Brent Leatherwood pledged Monday (March 20) that the Ethics & Religious Liberty Commission stands ready to represent Southern Baptists well in an America beleaguered by darkness and division.
“We will build and reconstitute this team to meet the demands of the times we find ourselves in, fulfill the assignment given to us by our churches over a century ago, and do all we can to bring honor and glory to the name and saving grace of Jesus Christ,” Leatherwood said at an installation service hosted by Brentwood Baptist Church in Brentwood, Tennessee.
Leatherwood, elected unanimously Sept. 13 as president of the ERLC, was challenged in the service to stand firmly on biblical principles as he leads the organization that speaks on behalf of 14 million Southern Baptists.
The man he replaced, Russell Moore, described Leatherwood as the “perfect person” to lead the ERLC.
“I could not be more overjoyed that someone of such character and giftedness as you is in this seat,” Moore said in a video recorded specifically for the installation service.
“You, Brent, are the perfect person to serve as ERLC president, because you’re Brent Leatherwood, and you have demonstrated the kind of integrity and character and giftedness that we all know,” Moore said. “I really would have no more advice for you than to be Brent Leatherwood under the lordship of Jesus Christ and the power of the Holy Spirit.”
Leatherwood, former executive director of the Tennessee Republican Party, had served as the ERLC’s acting president for a year before being voted into the permanent role. He had previously served as the ERLC’s director of strategic partnerships and as chief of staff.
He has also served as director of communications and policy strategy in the Tennessee General Assembly and as a senior congressional staffer on Capitol Hill.
Brentwood Baptist Church pastor Mike Glenn said that while the people gathered at his church wanted the installation service to be “momentous, deep and sacred,” they were also mindful that it was a time of “great joy and optimism.”
Glenn prayed that God would grant Leatherwood discernment, wisdom and courage in his new role.
“We feel You leading, as a church body, to set aside Brent leatherwood to be the thoughtful conscience of our convention, to help us understand the issues, and respond to them most graciously and biblically,” Glenn prayed.
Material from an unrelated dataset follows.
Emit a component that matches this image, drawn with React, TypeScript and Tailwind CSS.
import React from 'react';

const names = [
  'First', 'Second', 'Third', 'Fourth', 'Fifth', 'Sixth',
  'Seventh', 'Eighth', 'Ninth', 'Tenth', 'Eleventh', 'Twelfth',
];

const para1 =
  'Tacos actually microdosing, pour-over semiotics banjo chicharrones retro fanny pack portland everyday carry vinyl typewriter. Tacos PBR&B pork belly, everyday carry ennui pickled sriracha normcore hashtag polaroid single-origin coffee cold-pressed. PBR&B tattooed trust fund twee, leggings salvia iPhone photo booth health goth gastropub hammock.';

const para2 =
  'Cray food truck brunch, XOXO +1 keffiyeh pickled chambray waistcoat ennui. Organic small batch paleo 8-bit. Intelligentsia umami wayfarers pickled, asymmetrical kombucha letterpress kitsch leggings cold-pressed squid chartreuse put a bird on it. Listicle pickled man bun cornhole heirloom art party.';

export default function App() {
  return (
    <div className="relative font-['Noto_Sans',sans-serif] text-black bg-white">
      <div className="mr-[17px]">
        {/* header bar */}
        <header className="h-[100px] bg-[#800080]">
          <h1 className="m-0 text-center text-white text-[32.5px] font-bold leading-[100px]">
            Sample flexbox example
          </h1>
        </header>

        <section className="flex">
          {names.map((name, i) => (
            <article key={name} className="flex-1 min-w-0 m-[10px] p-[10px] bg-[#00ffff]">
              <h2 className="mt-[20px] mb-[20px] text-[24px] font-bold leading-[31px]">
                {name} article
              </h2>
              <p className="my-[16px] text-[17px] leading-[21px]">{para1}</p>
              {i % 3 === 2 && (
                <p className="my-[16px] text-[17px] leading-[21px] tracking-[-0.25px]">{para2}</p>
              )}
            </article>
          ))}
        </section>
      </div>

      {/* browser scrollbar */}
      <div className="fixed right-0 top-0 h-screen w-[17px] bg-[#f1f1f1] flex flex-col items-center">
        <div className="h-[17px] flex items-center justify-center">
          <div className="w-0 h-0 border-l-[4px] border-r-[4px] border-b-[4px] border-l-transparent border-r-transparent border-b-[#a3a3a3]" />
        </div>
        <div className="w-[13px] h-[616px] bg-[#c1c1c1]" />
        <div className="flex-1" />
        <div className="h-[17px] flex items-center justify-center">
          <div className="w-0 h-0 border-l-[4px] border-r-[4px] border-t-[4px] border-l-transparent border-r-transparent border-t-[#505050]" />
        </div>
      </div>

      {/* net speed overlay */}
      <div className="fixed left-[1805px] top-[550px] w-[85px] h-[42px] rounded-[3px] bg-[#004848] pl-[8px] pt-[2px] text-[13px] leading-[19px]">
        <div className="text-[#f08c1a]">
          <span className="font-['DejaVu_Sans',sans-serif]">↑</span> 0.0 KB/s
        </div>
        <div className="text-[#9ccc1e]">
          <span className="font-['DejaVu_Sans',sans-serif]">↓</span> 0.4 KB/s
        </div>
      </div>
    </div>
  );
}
Former ERLC President Richard Land said there’s never been a more important time to have a strong and effective ERLC.
“If you do your job right,” Land told Leatherwood in a video address, “sooner or later you’re going to make everybody unhappy.”
That, he said, is the nature of the job.
“I can assure you that whatever the challenges are,” Land continued, “being president of the [ERLC] is a tremendous privilege, and it brings with it some remarkable opportunities.”
Lori Bova, who served on the search committee that recommended Leatherwood as president, said his love for and loyalty to the ERLC is inspiring to all who know him.
Bova challenged Leatherwood to “remain tightly tethered to Jesus” so that he can receive “the fruit that comes from abiding with Him.”
SBC First Vice President Victor Chayasirisobho reminded Leatherwood who he is ultimately serving.
“You are serving the living God,” he said. “You are serving the King of Kings and the Lord of Lords. And always remember who you are to Him, His child. So, serve Him. I charge you to serve Him well.”
Challenges ahead but ‘never without hope’
Leatherwood said the country seems to be besieged by a mixture of extreme individualism, loneliness and despair.
“In Baptist life, cooperation is being strained,” he said. “Each day seems to bring new events, new legal challenges and moments that seem to be conspiring against us.”
In some instances, he said, something “devious” is occurring. “Figures and voices have emerged that are seeking to gain attention, followers and influence,” he said. “They would do this even at the expense of cooperation on the essentials that have long been a hallmark of our churches.”
Leatherwood talked of “a dark public square, a distressed convention and division all around us.”
“But as a Christ follower,” he said, “I’m never without hope.”